VIRTUAL REALITY REDEFINED Ihr neuer Gefährte, wohin Sie auch gehen! Stärke und Beweglichkeit Die treibende Kraft hinter der KreativitätUltra-kompakt, super-leicht und extrem stark, der piXplorer ist das ultimative Werkzeug, wenn es um hochauflösende Panoramabilder geht. Sein robustes Gehäuse...




pixplorer.net





I saw it for about EUR 1600.


----------



## benique (Jul 16, 2020)

CLAUSS piXplorer is compatible with the Canon EOS R according to the manufacturer.

Do you know how many photos will be needed with a 50mm lens and how big is the panorama going to be?


----------



## Halfrack (Jul 27, 2020)

There's a number of options. First off though you need a wider lens - unless you're planning on showing gigapixel images (no one will look). Next, you want a fully automated head.

- Gigapan Epic - http://www.omegabrandess.com/Gigapan
- Syrp Genie II Pan Tilt - https://syrp.co/us-en/genie-ii-pan-tilt-sy0031-0001/
- iOptron iPano - https://www.ioptron.com/product-p/3600.htm

If you're going light weight you can do a pair of Genie Mini II's and the Pan Tilt brackets








Genie Mini II


Motion Control in your pocket. The Genie Mini II is an extremely easy-to-use, portable device to create smooth panning motion time-lapse or video. Going beyond the basics, the Genie Mini II is highly versatile and packed with many other powerful features including: Keyframe motion control, 360°...




syrp.co





For stitching software like PTGui or Hugin will work better than Photoshop.

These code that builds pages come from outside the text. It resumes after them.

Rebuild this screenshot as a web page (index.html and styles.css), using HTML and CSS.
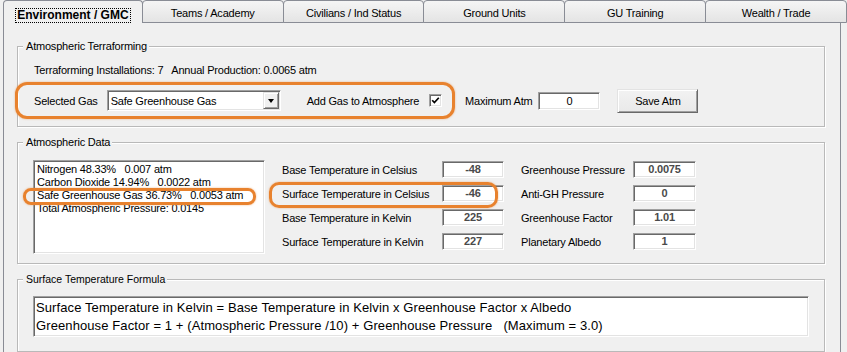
FILE: index.html
```html
<!DOCTYPE html>
<html lang="en">

<head>
    <meta charset="UTF-8">
    <title>Environment / GMC</title>
    <link rel="stylesheet" href="styles.css">
</head>

<body>

    <div class="tabs">
        <div class="tab active"><span class="focus">Environment / GMC</span></div>
        <div class="tab">Teams / Academy</div>
        <div class="tab">Civilians / Ind Status</div>
        <div class="tab">Ground Units</div>
        <div class="tab">GU Training</div>
        <div class="tab">Wealth / Trade</div>
    </div>

    <div class="panel">

        <div class="group terraform">
            <div class="group-title">Atmospheric Terraforming</div>
            <div class="info">Terraforming Installations: 7   Annual Production: 0.0065 atm</div>
            <div class="gas-row">
                <div class="highlight-box">
                    <span>Selected Gas</span>
                    <div class="combo">
                        <span class="combo-text">Safe Greenhouse Gas</span>
                        <span class="combo-btn"><span class="arrow"></span></span>
                    </div>
                    <span class="add-label">Add Gas to Atmosphere</span>
                    <span class="checkbox">
                        <svg width="9" height="9" viewBox="0 0 9 9">
                            <path d="M1.2 4.2 L3.4 6.6 L7.8 1.8" fill="none" stroke="#000" stroke-width="1.7" />
                        </svg>
                    </span>
                </div>
                <span class="max-label">Maximum Atm</span>
                <div class="field max-field">0</div>
                <div class="button">Save Atm</div>
            </div>
        </div>

        <div class="group data">
            <div class="group-title">Atmospheric Data</div>
            <div class="data-body">
                <div class="listbox">
                    <div class="list-item">Nitrogen 48.33%   0.007 atm</div>
                    <div class="list-item">Carbon Dioxide 14.94%   0.0022 atm</div>
                    <div class="list-item">Safe Greenhouse Gas 36.73%   0.0053 atm</div>
                    <div class="list-item">Total Atmospheric Pressure: 0.0145</div>
                </div>
                <div class="readings">
                    <span>Base Temperature in Celsius</span>
                    <span class="field value">-48</span>
                    <span class="lbl2">Greenhouse Pressure</span>
                    <span class="field value">0.0075</span>

                    <span>Surface Temperature in Celsius</span>
                    <span class="field value">-46</span>
                    <span class="lbl2">Anti-GH Pressure</span>
                    <span class="field value">0</span>

                    <span>Base Temperature in Kelvin</span>
                    <span class="field value">225</span>
                    <span class="lbl2">Greenhouse Factor</span>
                    <span class="field value">1.01</span>

                    <span>Surface Temperature in Kelvin</span>
                    <span class="field value">227</span>
                    <span class="lbl2">Planetary Albedo</span>
                    <span class="field value">1</span>
                </div>
                <div class="mark mark-gas"></div>
                <div class="mark mark-temp"></div>
            </div>
        </div>

        <div class="group formula">
            <div class="group-title small">Surface Temperature Formula</div>
            <div class="formula-box">Surface Temperature in Kelvin = Base Temperature in Kelvin x Greenhouse Factor x Albedo
Greenhouse Factor = 1 + (Atmospheric Pressure /10) + Greenhouse Pressure   (Maximum = 3.0)</div>
        </div>

    </div>

</body>

</html>
```

FILE: styles.css
```css
body {
    margin: 0;
    background-color: #f0f0f0;
    font-family: "Liberation Sans", Arial, sans-serif;
    font-size: 11px;
    letter-spacing: -0.2px;
    color: #000;
    overflow: hidden;
}

/* tab strip */
.tabs {
    display: flex;
    height: 23px;
    padding-left: 3px;
}

.tab {
    box-sizing: border-box;
    width: 142px;
    height: 23px;
    margin-left: -1px;
    padding-top: 4px;
    line-height: 17px;
    text-align: center;
    white-space: nowrap;
    border: 1px solid #898c95;
    border-radius: 4px 4px 0 0;
    background: linear-gradient(#f5f5f5, #e4e4e4);
}

.tab.active {
    width: 140px;
    margin-left: 0;
    padding-top: 6px;
    border-bottom: none;
    background: #f0f0f0;
    font-weight: 700;
    font-size: 12px;
    letter-spacing: 0;
}

.focus {
    display: inline-block;
    line-height: 13px;
    border: 1px dotted #000;
    padding: 0 1px;
}

.panel {
    box-sizing: border-box;
    width: 838px;
    height: calc(100vh - 23px);
    margin-left: 3px;
    padding: 23px 15px 0 13px;
    border-left: 1px solid #898c95;
    border-right: 1px solid #898c95;
}

/* group boxes */
.group {
    border: 1px solid #b9b9b9;
    box-shadow: inset 1px 1px 0 #fff, 1px 1px 0 #fff;
    padding: 0 15px;
}

.group + .group {
    margin-top: 15px;
}

.group-title {
    width: fit-content;
    margin: -7px 0 0 -10px;
    padding: 0 2px 0 3px;
    line-height: 13px;
    background-color: #f0f0f0;
}

.group-title.small {
    font-size: 10.5px;
    letter-spacing: 0;
}

.terraform {
    padding-bottom: 7px;
}

.data {
    padding-bottom: 9px;
}

.formula {
    padding-bottom: 14px;
}

.info {
    margin: 11px 0 0 1px;
    line-height: 13px;
    white-space: pre;
}

/* selected gas row */
.gas-row {
    display: flex;
    align-items: center;
    margin: 5px 0 0 -18px;
}

.highlight-box {
    box-sizing: border-box;
    display: flex;
    align-items: center;
    width: 440px;
    height: 37px;
    padding-left: 16px;
    border: 3px solid #e8822e;
    border-radius: 12px;
    box-shadow: 0 0 2px rgba(232, 130, 46, 0.6);
}

.field,
.combo,
.checkbox,
.listbox,
.formula-box {
    box-sizing: border-box;
    background-color: #fff;
    border: 1px solid;
    border-color: #a0a0a0 #fff #fff #a0a0a0;
    box-shadow: inset 1px 1px 0 #696969, inset -1px -1px 0 #e3e3e3;
}

.combo {
    display: flex;
    align-items: center;
    width: 174px;
    height: 21px;
    margin-left: 9px;
    padding: 0 1px 0 3px;
}

.combo-btn {
    box-sizing: border-box;
    display: flex;
    align-items: center;
    justify-content: center;
    width: 16px;
    height: 17px;
    margin-left: auto;
    background-color: #f0f0f0;
    border: 1px solid;
    border-color: #e3e3e3 #696969 #696969 #e3e3e3;
    box-shadow: inset 1px 1px 0 #fff, inset -1px -1px 0 #a0a0a0;
}

.arrow {
    width: 0;
    height: 0;
    border-style: solid;
    border-width: 4px 3.5px 0;
    border-color: #000 transparent transparent;
}

.add-label {
    margin-left: 26px;
}

.checkbox {
    display: flex;
    align-items: center;
    justify-content: center;
    width: 13px;
    height: 13px;
    margin-left: 10px;
}

.max-label {
    margin-left: 10px;
}

.field {
    text-align: center;
}

.max-field {
    width: 62px;
    height: 18px;
    line-height: 16px;
    margin-left: 6px;
}

.button {
    box-sizing: border-box;
    width: 81px;
    height: 24px;
    margin-left: 17px;
    line-height: 22px;
    text-align: center;
    background: linear-gradient(#f2f2f2, #e9e9e9);
    border: 1px solid;
    border-color: #e3e3e3 #696969 #696969 #e3e3e3;
    box-shadow: inset 1px 1px 0 #fff, inset -1px -1px 0 #a0a0a0;
}

/* atmospheric data */
.data-body {
    position: relative;
    display: flex;
    align-items: flex-start;
    margin-top: 11px;
}

.listbox {
    width: 232px;
    height: 94px;
    padding: 2px 3px;
    line-height: 13px;
}

.list-item {
    white-space: pre;
}

.readings {
    display: grid;
    grid-template-columns: 160px 62px 129px 63px;
    grid-auto-rows: 17px;
    row-gap: 7px;
    align-items: center;
    margin: 1px 0 0 17px;
    white-space: nowrap;
}

.lbl2 {
    padding-left: 17px;
}

.value {
    height: 17px;
    line-height: 15px;
    font-weight: 700;
    color: #4a4a4a;
}

.mark {
    position: absolute;
    box-sizing: border-box;
    border: 3px solid #e8822e;
    box-shadow: 0 0 2px rgba(232, 130, 46, 0.6);
}

.mark-gas {
    left: -10px;
    top: 28px;
    width: 233px;
    height: 17px;
    border-radius: 8px;
}

.mark-temp {
    left: 236px;
    top: 22px;
    width: 229px;
    height: 26px;
    border-radius: 10px;
}

/* formula */
.formula-box {
    width: 776px;
    height: 41px;
    margin-top: 10px;
    padding: 2px 0 0 2px;
    font-size: 13px;
    letter-spacing: 0.1px;
    line-height: 18px;
    white-space: pre;
}
```
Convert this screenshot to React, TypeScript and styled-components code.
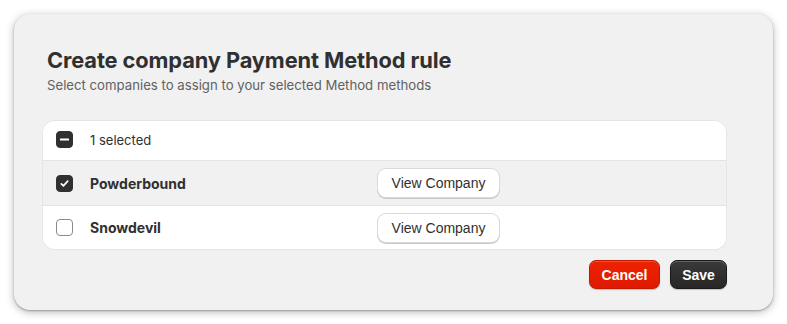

A stong tripod with a really small footprint is huge - you don't want to remove legs if you can help it. That and make sure the head is level before starting.

The size of the room / business is really important. If you're going the path of doing a virtual tour, go for something like a MatterPort or a 360 camera like the Insta360 Pro2 or Kandao Qoocam 8k. Building virtual tours manually sucks, so something like Pano2VR helps.


----------